All that said, I would still LOVE to see more combat enhancements – archers manning guard posts, footmen trying to flank/surround enemies, clerics staying back rather than running in to slap enemies with a book… all these would be wonderful. A proper system of patrol points would be the biggest thing on my list; and it would allow even more of the “set and forget” for those who absolutely hate micro while giving “active commanders” plenty of tools to defend their town effectively.

As a pragmatist, though, I’d much rather see the team focus on other things in the time they have left. Not just because combat is already “good enough” (in the sense that the job gets done even if it’s not pretty), but more importantly, because most players aren’t even going to run enough soldiers to make improved combat worthwhile. If people are expected to run between 30 and 80 hearthlings, that’s going to be between 10 and 50 soldiers (once you get one of each crafter, it’s really just a couple of cooks + farmers per 10 hearthlings, with maybe some duplicate masons/carpenters/potters if you’re doing major construction and want lots of furniture built quickly, so past 30 hearthlings you can run a LOT of soldiers easily.) The thing is that 10 soldiers in a party will pretty much wreck face, and if you have 50? Just let them loose, nothing is going to stand up to that. But, if you felt like it, you could divide them up into, say, 2 main “front line” parties and then 2 “support” archer + cleric parties. And yet, in that situation, I’d absolutely expect most players to run ~40 workers and 10 guards rather than a standing army of ~50 with no enemies coming even close to being worth fighting against.

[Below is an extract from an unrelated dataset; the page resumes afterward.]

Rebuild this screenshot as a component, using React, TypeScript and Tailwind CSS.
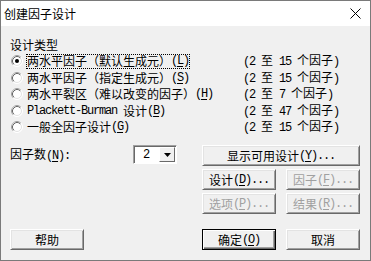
import React from 'react';

// ascii runs get a narrow mono face, like the half-width glyphs of the original dialog font
const MONO = "font-['Liberation_Mono',monospace] text-[12px] tracking-[-1.2px]";

const Mixed: React.FC<{ text: string }> = ({ text }) => {
  const parts = text.match(/[\x00-\x7f]+|[^\x00-\x7f]+/g) || [];
  return (
    <>
      {parts.map((p, i) =>
        /^[\x00-\x7f]/.test(p) ? (
          <span key={i} className={MONO + ' whitespace-pre'}>
            {p}
          </span>
        ) : (
          <span key={i}>{p}</span>
        )
      )}
    </>
  );
};

const Acc: React.FC<{ k: string }> = ({ k }) => (
  <span className={MONO}>
    (<span className="underline underline-offset-[2px]">{k}</span>)
  </span>
);

const Radio: React.FC<{ checked?: boolean }> = ({ checked }) => (
  <svg width="12" height="12" viewBox="0 0 12 12" className="shrink-0">
    <circle cx="6" cy="6" r="5.5" fill="#fff" stroke="#fff" />
    <path d="M2.11 9.89 A5.5 5.5 0 0 1 9.89 2.11" fill="none" stroke="#a0a0a0" />
    <circle cx="6" cy="6" r="4.5" fill="#fff" stroke="#e3e3e3" />
    <path d="M2.82 9.18 A4.5 4.5 0 0 1 9.18 2.82" fill="none" stroke="#696969" />
    {checked && <circle cx="6" cy="6" r="2" fill="#000" />}
  </svg>
);

interface BtnProps {
  children: React.ReactNode;
  disabled?: boolean;
  primary?: boolean;
  wide?: boolean;
}

const Btn: React.FC<BtnProps> = ({ children, disabled, primary, wide }) => (
  <div
    className={
      (wide ? 'w-full ' : 'w-[74px] ') +
      'h-[21px] flex items-center justify-center bg-[#f0f0f0] border leading-none whitespace-nowrap ' +
      (primary
        ? 'border-black shadow-[inset_1px_1px_#fff,inset_-1px_-1px_#696969,inset_-2px_-2px_#a0a0a0] '
        : 'border-t-white border-l-white border-r-[#696969] border-b-[#696969] shadow-[inset_1px_1px_#e3e3e3,inset_-1px_-1px_#a0a0a0] ') +
      (disabled ? 'text-[#a0a0a0]' : 'text-black')
    }
  >
    {children}
  </div>
);

const designs = [
  { label: <>两水平因子（默认生成元）<Acc k="L" /></>, range: '(2 至 15 个因子)', checked: true },
  { label: <>两水平因子（指定生成元）<Acc k="S" /></>, range: '(2 至 15 个因子)' },
  { label: <>两水平裂区（难以改变的因子）<Acc k="H" /></>, range: '(2 至 7 个因子)' },
  { label: <><Mixed text="Plackett-Burman 设计" /><Acc k="B" /></>, range: '(2 至 47 个因子)' },
  { label: <>一般全因子设计<Acc k="G" /></>, range: '(2 至 15 个因子)' },
];

export default function App() {
  return (
    <div className="w-[371px] h-[261px] flex flex-col border border-[#7a7a7a] bg-[#f0f0f0] text-[12px] text-black font-['Noto_Sans_CJK_SC',sans-serif]">
      <div className="h-[25px] shrink-0 bg-white flex items-center justify-between pl-[3px] pr-[9px]">
        <span className="leading-none">创建因子设计</span>
        <svg width="11" height="11" viewBox="0 0 11 11">
          <path d="M0.5 0.5 L10.5 10.5 M10.5 0.5 L0.5 10.5" stroke="#000" strokeWidth="1" />
        </svg>
      </div>

      <div className="flex-1 flex flex-col pl-[9px] pr-[9px] pt-[11px]">
        <div className="h-[16px] leading-[16px]">设计类型</div>

        <div className="flex flex-col">
          {designs.map((d, i) => (
            <div key={i} className="h-[16.5px] flex items-center">
              <div className="w-[233px] flex items-center pl-[1px]">
                <Radio checked={d.checked} />
                <span
                  className={
                    'ml-[3px] h-[15px] flex items-center whitespace-nowrap leading-none border border-dotted ' +
                    (i === 0 ? 'border-black' : 'border-transparent')
                  }
                >
                  {d.label}
                </span>
              </div>
              <span className="whitespace-nowrap leading-none">
                <Mixed text={d.range} />
              </span>
            </div>
          ))}
        </div>

        <div className="mt-[9.5px] flex items-start">
          <div className="w-[192px] h-[19px] flex items-center">
            <span className="w-[123px] leading-none whitespace-nowrap">
              因子数<Acc k="N" />
              <span className={MONO}>:</span>
            </span>
            <div className="w-[44px] h-[19px] flex items-stretch bg-white border border-t-[#a0a0a0] border-l-[#a0a0a0] border-r-white border-b-white shadow-[inset_1px_1px_#696969]">
              <div className={'flex-1 flex items-center pl-[9px] leading-none ' + MONO}>2</div>
              <div className="w-[16px] my-[1px] mr-[1px] flex items-center justify-center bg-[#f0f0f0] border border-t-white border-l-white border-r-[#696969] border-b-[#696969]">
                <svg width="7" height="4" viewBox="0 0 7 4">
                  <path d="M0 0 H7 L3.5 4 Z" fill="#000" />
                </svg>
              </div>
            </div>
          </div>

          <div className="w-[158px] flex flex-col gap-[3px]">
            <Btn wide>
              显示可用设计<Acc k="Y" />
              <span className={MONO}>...</span>
            </Btn>
            <div className="flex gap-[10px]">
              <Btn>
                设计<Acc k="D" />
                <span className={MONO}>...</span>
              </Btn>
              <Btn disabled>
                因子<Acc k="F" />
                <span className={MONO}>...</span>
              </Btn>
            </div>
            <div className="flex gap-[10px]">
              <Btn disabled>
                选项<Acc k="P" />
                <span className={MONO}>...</span>
              </Btn>
              <Btn disabled>
                结果<Acc k="R" />
                <span className={MONO}>...</span>
              </Btn>
            </div>
          </div>
        </div>

        <div className="mt-[15px] flex">
          <div className="w-[192px]">
            <Btn>帮助</Btn>
          </div>
          <div className="flex gap-[10px]">
            <Btn primary>
              确定<Acc k="O" />
            </Btn>
            <Btn>取消</Btn>
          </div>
        </div>
      </div>
    </div>
  );
}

The reality is that most people come here for the building with some storytelling sprinkled on top, and the game is focussed around that. I say that as a player who comes here for the storytelling first, and the management aspect second (both micro and macro – I love building a well-oiled machine and watching the gears tick smoothly from a distance, but also diving deep in to listen to their music up close.) Combat offers a lot more of both the story and the management than building does, so in theory I should be watching all the fights to see where the moments of heroism and triumph occur. But with a limited set of enemies, the story gets repetitive real quickly – they come, I intercept at the closest chokepoint, my knight tanks while everyone else lets fly with DPS and the cleric keeps everyone healthy. Once every so often, the archers get a special mission to snipe an enemy cleric or a particularly annoying archer.

There’s really not much which can be done with the current system, barring an overhaul of not just combat but serious chunks of the game engine. We’d need fundamentally better AI (of the sort which doesn’t really exist yet) if we wanted the soldiers to act any “smarter” than they currently do, or else some real variety of enemies (flying, leaping, climbing, varied buffers and debuffers to both boost enemies and dampen our soldiers, fast enemies which know to flank/kite/taunt and pull our guys out of position, enemy generals…), more encounters and different types of encounters (raids, sieges, invasions/“take and hold” camps; various attacks which apply pressure in different ways and pose different threats), and then we’d need campaigns to introduce all of these mechanics so that players don’t feel hopelessly lost. All this adds up to years and years worth of work.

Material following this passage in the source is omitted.